HOW I SOLD MY FIRST NFT (AND HOW YOU CAN TOO!)
FREQUENTLY ASKED QUESTIONS, PART 1
HOW I SOLD MY FIRST NFT (AND HOW YOU CAN TOO!), FREQUENTLY ASKED QUESTIONS PART 1
BLOCKCHAIN, WEB3 & NFT DEVELOPER BLOG
SECOND EDITION
The NFT craze is a baffling phenomenon to even the most seasoned Futurist. Cryptocurrency is dominating the news, digital art is selling for millions, and a new wave Gold Rush is officially underway. But unlike the simple, grueling process of panning for Gold – NFTs are decidedly technical, challenging, and require a fair bit of chump change just to get started.
But it is absolutely possible to learn how to make, Mint and sell your NFT on the market. I should know, I’m a sold NFT Artist myself. My first NFT sale of .1 Ethereum, no bigger than 640 x 640 pixels, eclipsed a lifetime of profits from my Etsy store.
Here’s how I made it happen, and how you too can absolutely achieve your first NFT sale (and what to do after!).
HOW I SOLD MY FIRST NFT (AND HOW YOU CAN TOO!)
FREQUENTLY ASKED QUESTIONS, PART 1
My first sold piece Crypto Ascendant – Apotheosis. Golden starships in the Caravaggio tradition. Available on Rarible.
Q: Before we begin, just who the heck are you?
A: How rude of me! My name is John Burnett, an Art Director, User Interface & User Experience Artist and international Mentor in the video game Industry for nearly 20 years. I’m also a Polymath, unevenly skilled in Art, Music, Acting, Writing, and Coding – with an emphasis on cross-pollinating those talents.
I was first introduced to NFTs working with a lovely little Blockchain company for a year in what I consider “Web3 Green Beret Training ”. Learning blockchain, crypto and NFTs – all while pioneering in these Industries was mind-bendingly difficult in the early 2021’s.
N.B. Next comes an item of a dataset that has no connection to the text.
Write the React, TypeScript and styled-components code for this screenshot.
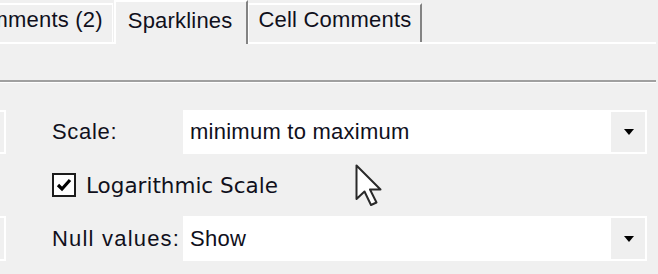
import React from "react"
import styled, { createGlobalStyle } from "styled-components"

const GlobalStyle = createGlobalStyle`
  html, body {
    margin: 0;
    padding: 0;
    background: #f0f0f0;
  }
`

const Frame = styled.div`
  position: relative;
  width: 658px;
  height: 274px;
  overflow: hidden;
  background: #f0f0f0;
  color: #10101c;
  font-family: "Liberation Sans", Arial, sans-serif;
  font-size: 22px;
`

const TabStrip = styled.div`
  display: flex;
  align-items: flex-end;
  height: 42px;
  position: relative;
  z-index: 1;
`

type TabProps = {
  $active?: boolean
  $first?: boolean
}

const Tab = styled.div<TabProps>`
  box-sizing: border-box;
  display: flex;
  align-items: flex-start;
  white-space: nowrap;
  letter-spacing: 0.2px;
  background: #f0f0f0;
  border-top: 2px solid #fff;
  height: ${(p) => (p.$active ? "44px" : "39px")};
  margin-bottom: ${(p) => (p.$active ? "-2px" : "0")};
  padding: ${(p) => (p.$active ? "6px 14px 0 12px" : "2px 9px 0 9px")};
  border-left: ${(p) => (p.$first ? "none" : p.$active ? "2px solid #fff" : "1px solid #fff")};
  border-right: ${(p) => (p.$first ? "1px solid #fff" : "2px solid #838383")};
  margin-left: ${(p) => (p.$first ? "-48px" : "0")};
  margin-right: ${(p) => (p.$first ? "1px" : "0")};
`

const Panel = styled.div`
  width: 656px;
  border-top: 2px solid #fff;
  padding-top: 36px;
`

const Separator = styled.div`
  border-top: 2px solid #a0a0a0;
  border-bottom: 1px solid #fff;
`

const Form = styled.div`
  display: grid;
  grid-template-columns: 6px 46px 131px 464px;
  grid-template-rows: 44px 62px 45px;
  align-items: center;
  margin-top: 27px;
`

const Stub = styled.div`
  grid-column: 1;
  box-sizing: border-box;
  height: 100%;
  border: 2px solid #fff;
  margin-left: -10px;
`

const Label = styled.div<{ $spacing: number }>`
  grid-column: 3;
  letter-spacing: ${(p) => p.$spacing}px;
  white-space: nowrap;
`

const Combo = styled.div`
  grid-column: 4;
  box-sizing: border-box;
  height: 100%;
  background: #fff;
  display: flex;
  align-items: center;
  padding: 2px;
`

const ComboText = styled.div`
  flex: 1;
  padding-left: 5px;
  letter-spacing: 0.25px;
`

const DropButton = styled.div`
  width: 34px;
  align-self: stretch;
  background: #efefef;
  display: flex;
  align-items: center;
  justify-content: center;
`

const Arrow = styled.div`
  width: 0;
  height: 0;
  border-left: 5px solid transparent;
  border-right: 5px solid transparent;
  border-top: 6px solid #000;
  margin-left: 2px;
`

const CheckRow = styled.label`
  grid-column: 3 / span 2;
  display: flex;
  align-items: center;
  gap: 10px;
  font-family: "DejaVu Sans", Verdana, sans-serif;
  font-size: 21.5px;
`

const CheckBox = styled.span`
  box-sizing: border-box;
  width: 24px;
  height: 24px;
  border: 2px solid #1c1c1c;
  background: #fff;
  display: flex;
  align-items: center;
  justify-content: center;
`

const Cursor = styled.svg`
  position: absolute;
  left: 355px;
  top: 164px;
`

const ComboField: React.FC<{ value: string }> = ({ value }) => (
  <Combo>
    <ComboText>{value}</ComboText>
    <DropButton>
      <Arrow />
    </DropButton>
  </Combo>
)

export default function App() {
  return (
    <Frame>
      <GlobalStyle />
      <TabStrip>
        <Tab $first>Comments (2)</Tab>
        <Tab $active>Sparklines</Tab>
        <Tab>Cell Comments</Tab>
      </TabStrip>
      <Panel>
        <Separator />
        <Form>
          <Stub />
          <Label $spacing={0.7}>Scale:</Label>
          <ComboField value="minimum to maximum" />

          <CheckRow>
            <CheckBox>
              <svg width="16" height="14" viewBox="0 0 16 14">
                <path d="M2 7 L6 11 L14 2" fill="none" stroke="#000" strokeWidth="3.2" />
              </svg>
            </CheckBox>
            Logarithmic Scale
          </CheckRow>

          <Stub />
          <Label $spacing={1.2}>Null values:</Label>
          <ComboField value="Show" />
        </Form>
      </Panel>
      <Cursor width="30" height="44" viewBox="0 0 30 44">
        <path
          d="M1.5 1.5 L1.5 35 L9.5 27.5 L16 41 L21.5 38.5 L15 25.5 L25.5 25.5 Z"
          fill="#fff"
          stroke="#2a2a2a"
          strokeWidth="2"
          strokeLinejoin="round"
        />
      </Cursor>
    </Frame>
  )
}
But it did give me the unique perspective of the Blockchain Developer rather than your average “get rich quick” NFT schemer.
Now full disclosure, I am not Banksy’s understudy and I certainly haven’t amassed a fortune in Ethereum.
What I am saying is that I am coming from a place of some tutelage in Fine Art and WEB3. I am here as a semi-competent Blockchain Dev, not some rando, and I’m here to help.
But at the end of the day, I also want to make money off of my talent, my labor and my light. I hope we’re not so different in this regard… because this is about getting paid in a way we never could back on Old Earth.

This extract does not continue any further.